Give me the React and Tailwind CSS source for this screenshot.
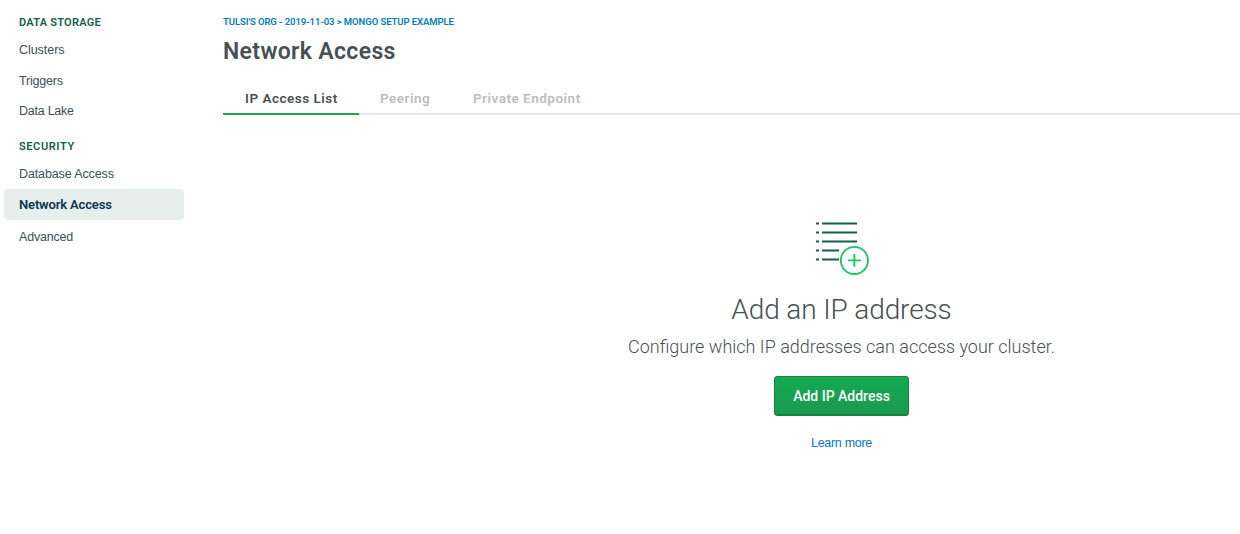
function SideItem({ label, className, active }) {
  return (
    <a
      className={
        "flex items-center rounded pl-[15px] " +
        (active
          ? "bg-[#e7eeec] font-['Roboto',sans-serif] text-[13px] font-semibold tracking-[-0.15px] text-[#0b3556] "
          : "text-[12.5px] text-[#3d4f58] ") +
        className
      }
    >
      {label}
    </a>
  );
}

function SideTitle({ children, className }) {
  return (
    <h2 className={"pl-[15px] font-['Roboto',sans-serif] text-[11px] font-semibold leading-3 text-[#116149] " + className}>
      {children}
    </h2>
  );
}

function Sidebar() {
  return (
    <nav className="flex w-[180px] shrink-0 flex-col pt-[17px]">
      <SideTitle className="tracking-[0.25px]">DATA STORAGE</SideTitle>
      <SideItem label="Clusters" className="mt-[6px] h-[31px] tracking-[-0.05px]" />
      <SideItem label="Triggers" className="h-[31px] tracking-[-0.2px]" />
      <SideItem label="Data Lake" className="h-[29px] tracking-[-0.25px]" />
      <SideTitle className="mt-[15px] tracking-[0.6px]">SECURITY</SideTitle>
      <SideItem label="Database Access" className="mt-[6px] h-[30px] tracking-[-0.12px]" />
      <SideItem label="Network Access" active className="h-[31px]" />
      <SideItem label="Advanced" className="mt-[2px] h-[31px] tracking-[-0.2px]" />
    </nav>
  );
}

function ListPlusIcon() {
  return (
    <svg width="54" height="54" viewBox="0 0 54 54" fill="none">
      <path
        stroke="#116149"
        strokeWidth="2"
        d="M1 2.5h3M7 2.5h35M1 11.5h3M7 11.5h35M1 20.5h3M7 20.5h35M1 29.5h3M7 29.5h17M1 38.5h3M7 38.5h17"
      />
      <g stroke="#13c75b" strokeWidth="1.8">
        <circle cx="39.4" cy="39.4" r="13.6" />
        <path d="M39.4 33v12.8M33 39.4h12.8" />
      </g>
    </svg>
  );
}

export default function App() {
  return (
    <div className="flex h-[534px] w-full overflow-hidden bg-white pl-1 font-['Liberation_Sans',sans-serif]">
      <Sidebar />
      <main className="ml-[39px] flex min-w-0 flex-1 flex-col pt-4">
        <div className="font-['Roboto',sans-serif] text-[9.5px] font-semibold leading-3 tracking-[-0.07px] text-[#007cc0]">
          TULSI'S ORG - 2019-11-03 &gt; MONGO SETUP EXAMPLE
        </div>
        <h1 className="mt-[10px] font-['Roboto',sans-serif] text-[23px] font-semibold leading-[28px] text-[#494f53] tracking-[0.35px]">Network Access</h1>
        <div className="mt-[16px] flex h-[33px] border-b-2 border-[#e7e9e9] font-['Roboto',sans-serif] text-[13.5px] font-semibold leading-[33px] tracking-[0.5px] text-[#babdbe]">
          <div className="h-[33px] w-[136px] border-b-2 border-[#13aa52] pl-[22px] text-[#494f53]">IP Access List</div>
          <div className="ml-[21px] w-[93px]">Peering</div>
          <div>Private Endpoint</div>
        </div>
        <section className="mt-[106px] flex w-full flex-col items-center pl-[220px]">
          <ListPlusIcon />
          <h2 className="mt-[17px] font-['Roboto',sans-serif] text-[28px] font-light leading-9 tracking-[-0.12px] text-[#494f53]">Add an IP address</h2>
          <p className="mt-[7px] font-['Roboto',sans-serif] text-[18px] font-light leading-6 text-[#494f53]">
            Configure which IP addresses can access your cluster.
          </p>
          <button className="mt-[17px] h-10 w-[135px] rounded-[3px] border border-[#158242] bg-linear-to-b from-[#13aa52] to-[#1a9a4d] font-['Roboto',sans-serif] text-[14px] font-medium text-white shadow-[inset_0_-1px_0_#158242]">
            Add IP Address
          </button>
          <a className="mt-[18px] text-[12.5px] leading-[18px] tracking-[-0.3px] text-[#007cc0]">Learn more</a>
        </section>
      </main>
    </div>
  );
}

━━━━━━━━━━

What you will do: Every line of the data above should be quoted exactly. Omit the pictures.

Output below:
Give me the React and Tailwind CSS source for this screenshot.
function SideItem({ label, className, active }) {
  return (
    <a
      className={
        "flex items-center rounded pl-[15px] " +
        (active
          ? "bg-[#e7eeec] font-['Roboto',sans-serif] text-[13px] font-semibold tracking-[-0.15px] text-[#0b3556] "
          : "text-[12.5px] text-[#3d4f58] ") +
        className
      }
    >
      {label}
    </a>
  );
}

function SideTitle({ children, className }) {
  return (
    <h2 className={"pl-[15px] font-['Roboto',sans-serif] text-[11px] font-semibold leading-3 text-[#116149] " + className}>
      {children}
    </h2>
  );
}

function Sidebar() {
  return (
    <nav className="flex w-[180px] shrink-0 flex-col pt-[17px]">
      <SideTitle className="tracking-[0.25px]">DATA STORAGE</SideTitle>
      <SideItem label="Clusters" className="mt-[6px] h-[31px] tracking-[-0.05px]" />
      <SideItem label="Triggers" className="h-[31px] tracking-[-0.2px]" />
      <SideItem label="Data Lake" className="h-[29px] tracking-[-0.25px]" />
      <SideTitle className="mt-[15px] tracking-[0.6px]">SECURITY</SideTitle>
      <SideItem label="Database Access" className="mt-[6px] h-[30px] tracking-[-0.12px]" />
      <SideItem label="Network Access" active className="h-[31px]" />
      <SideItem label="Advanced" className="mt-[2px] h-[31px] tracking-[-0.2px]" />
    </nav>
  );
}

function ListPlusIcon() {
  return (
    <svg width="54" height="54" viewBox="0 0 54 54" fill="none">
      <path
        stroke="#116149"
        strokeWidth="2"
        d="M1 2.5h3M7 2.5h35M1 11.5h3M7 11.5h35M1 20.5h3M7 20.5h35M1 29.5h3M7 29.5h17M1 38.5h3M7 38.5h17"
      />
      <g stroke="#13c75b" strokeWidth="1.8">
        <circle cx="39.4" cy="39.4" r="13.6" />
        <path d="M39.4 33v12.8M33 39.4h12.8" />
      </g>
    </svg>
  );
}

export default function App() {
  return (
    <div className="flex h-[534px] w-full overflow-hidden bg-white pl-1 font-['Liberation_Sans',sans-serif]">
      <Sidebar />
      <main className="ml-[39px] flex min-w-0 flex-1 flex-col pt-4">
        <div className="font-['Roboto',sans-serif] text-[9.5px] font-semibold leading-3 tracking-[-0.07px] text-[#007cc0]">
          TULSI'S ORG - 2019-11-03 &gt; MONGO SETUP EXAMPLE
        </div>
        <h1 className="mt-[10px] font-['Roboto',sans-serif] text-[23px] font-semibold leading-[28px] text-[#494f53] tracking-[0.35px]">Network Access</h1>
        <div className="mt-[16px] flex h-[33px] border-b-2 border-[#e7e9e9] font-['Roboto',sans-serif] text-[13.5px] font-semibold leading-[33px] tracking-[0.5px] text-[#babdbe]">
          <div className="h-[33px] w-[136px] border-b-2 border-[#13aa52] pl-[22px] text-[#494f53]">IP Access List</div>
          <div className="ml-[21px] w-[93px]">Peering</div>
          <div>Private Endpoint</div>
        </div>
        <section className="mt-[106px] flex w-full flex-col items-center pl-[220px]">
          <ListPlusIcon />
          <h2 className="mt-[17px] font-['Roboto',sans-serif] text-[28px] font-light leading-9 tracking-[-0.12px] text-[#494f53]">Add an IP address</h2>
          <p className="mt-[7px] font-['Roboto',sans-serif] text-[18px] font-light leading-6 text-[#494f53]">
            Configure which IP addresses can access your cluster.
          </p>
          <button className="mt-[17px] h-10 w-[135px] rounded-[3px] border border-[#158242] bg-linear-to-b from-[#13aa52] to-[#1a9a4d] font-['Roboto',sans-serif] text-[14px] font-medium text-white shadow-[inset_0_-1px_0_#158242]">
            Add IP Address
          </button>
          <a className="mt-[18px] text-[12.5px] leading-[18px] tracking-[-0.3px] text-[#007cc0]">Learn more</a>
        </section>
      </main>
    </div>
  );
}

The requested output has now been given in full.